A noindex directive tells search engines not to include a page in their index. While this is useful for pages like login screens or internal search results, accidentally noindexing important pages makes them completely invisible in search results. A single misplaced noindex tag can remove a high-traffic page from Google overnight.

This guide shows you how to find every noindexed page on your website using the crawler.sh CLI.

Step 1: Install crawler.sh CLI

Install the CLI with a single command:

curl -fsSL https://install.crawler.sh | sh

This downloads the correct binary for your operating system and architecture, places it in ~/.crawler/bin/, and adds it to your PATH. Restart your terminal or run source ~/.bashrc (or ~/.zshrc) to pick up the new PATH entry.

Verify the installation:

crawler --version

Step 2: Crawl the target website

Run a full crawl of the website you want to audit:

crawler crawl https://example.com

The crawler checks both the <meta name="robots"> tag and the X-Robots-Tag HTTP header for noindex directives. Results are saved as an NDJSON file (.crawl) in the current directory.

Step 3: Run SEO audit

Run the SEO analysis on your crawl data:

crawler seo example-com.crawl

The noindex pages check flags every page that contains a noindex directive, whether in the HTML meta tag or the HTTP header.
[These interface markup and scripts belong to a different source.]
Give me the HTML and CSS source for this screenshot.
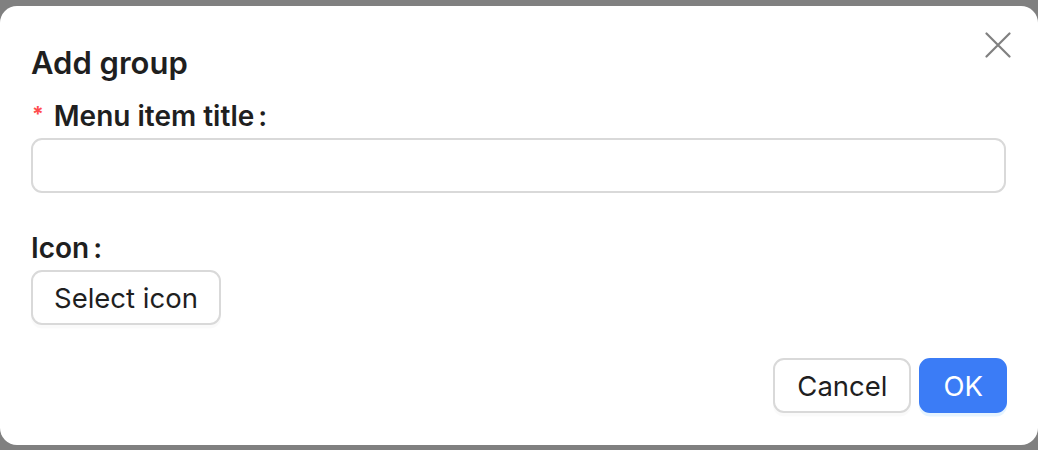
FILE: index.html
```html
<!DOCTYPE html>
<html lang="en">
<head>
<meta charset="utf-8">
<title>Add group</title>
<link rel="stylesheet" href="styles.css">
</head>
<body>
<div class="modal">
  <button class="close" type="button" aria-label="Close">
    <svg width="26" height="26" viewBox="0 0 26 26"><path d="M1.5 1.5 L24.5 24.5 M24.5 1.5 L1.5 24.5" stroke="#808080" stroke-width="2.2" stroke-linecap="round" fill="none"/></svg>
  </button>
  <h2 class="title">Add group</h2>
  <form class="form">
    <div class="item">
      <label class="label"><span class="req">*</span>Menu item title<span class="colon">:</span></label>
      <input class="input" type="text">
    </div>
    <div class="item item-icon">
      <label class="label">Icon<span class="colon">:</span></label>
      <div><button class="btn" type="button">Select icon</button></div>
    </div>
  </form>
  <div class="footer">
    <button class="btn" type="button">Cancel</button>
    <button class="btn primary" type="button">OK</button>
  </div>
</div>
</body>
</html>
```
FILE: styles.css
```css
* { box-sizing: border-box; }
html, body { margin: 0; padding: 0; }
body {
  background: #808080;
  font-family: Inter, "Noto Sans", "Liberation Sans", sans-serif;
  color: #1f1f1f;
  height: 450px;
  overflow: hidden;
}
.modal {
  position: relative;
  margin-top: 6px;
  width: 1038px;
  height: 439px;
  background: #fff;
  border-radius: 17px;
  padding: 37px 32px 32px 31px;
  display: flex;
  flex-direction: column;
}
.close {
  position: absolute;
  top: 26px;
  right: 27px;
  width: 26px;
  height: 26px;
  padding: 0;
  border: 0;
  background: none;
  display: flex;
}
.title {
  margin: 0;
  font-size: 31px;
  line-height: 40px;
  font-weight: 600;
}
.form {
  display: flex;
  flex-direction: column;
  margin-top: 17px;
}
.item {
  display: flex;
  flex-direction: column;
}
.item-icon { margin-top: 39px; }
.label {
  font-size: 28px;
  line-height: 32px;
  font-weight: 600;
  margin-bottom: 6px;
  display: flex;
  align-items: center;
}
.req {
  color: #ff4d4f;
  font-size: 21px;
  font-weight: 700;
  margin-left: 1px;
  margin-right: 10px;
  line-height: 1;
  position: relative;
  top: -2px;
}
.colon { margin-left: 4px; }
.input {
  height: 55px;
  width: 100%;
  border: 2px solid #d9d9d9;
  border-radius: 11px;
  font: inherit;
  font-size: 27px;
  padding: 0 20px;
  outline: none;
}
.btn {
  height: 55px;
  padding: 0 21px;
  border: 2px solid #d9d9d9;
  border-radius: 11px;
  background: #fff;
  font-family: inherit;
  font-size: 27.5px;
  color: #1f1f1f;
  box-shadow: 0 3.5px 0 rgba(0, 0, 0, 0.02);
}
.footer {
  margin-top: auto;
  display: flex;
  justify-content: flex-end;
  gap: 8px;
  margin-right: -1px;
}
.footer .btn { padding: 0 22px; }
.primary {
  background: #3b7cf6;
  border-color: #3b7cf6;
  color: #fff;
  box-shadow: 0 3.5px 0 rgba(5, 145, 255, 0.1);
}
```
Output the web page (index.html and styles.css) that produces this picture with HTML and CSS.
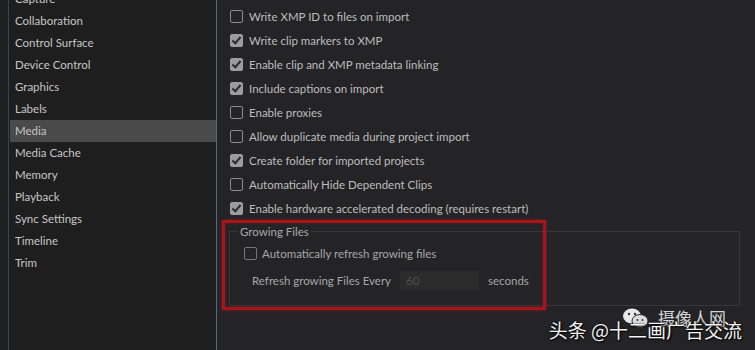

Step 4: Identify noindex pages

Look for the Noindex Pages section in the SEO report. Review each flagged page to determine if the noindex is intentional or accidental. Common causes of accidental noindexing:

Staging environment settings left in place after going live
CMS “discourage search engines” checkbox forgotten after development
Plugin or theme updates that reset indexing settings
Blanket noindex rules in robots meta that are too broad
A/B testing tools that add noindex to test variants

Step 5: Fix and re-crawl

For each flagged page:

Remove noindex from pages that should appear in search results
Keep noindex on pages that should not be indexed (login, admin, thank-you pages, duplicate content)
Check both sources - the meta tag in HTML and the X-Robots-Tag HTTP header

After fixing, re-crawl to verify:

crawler crawl https://example.com
crawler seo example-com.crawl

Why noindex pages matter for SEO

A noindex directive is absolute - if it is present, the page will not appear in search results regardless of its content quality or backlinks. This makes accidental noindexing one of the most damaging SEO mistakes. Regular audits catch these issues before they impact traffic. Even intentionally noindexed pages are worth reviewing periodically, as business needs change and pages that were once internal may now be valuable to index.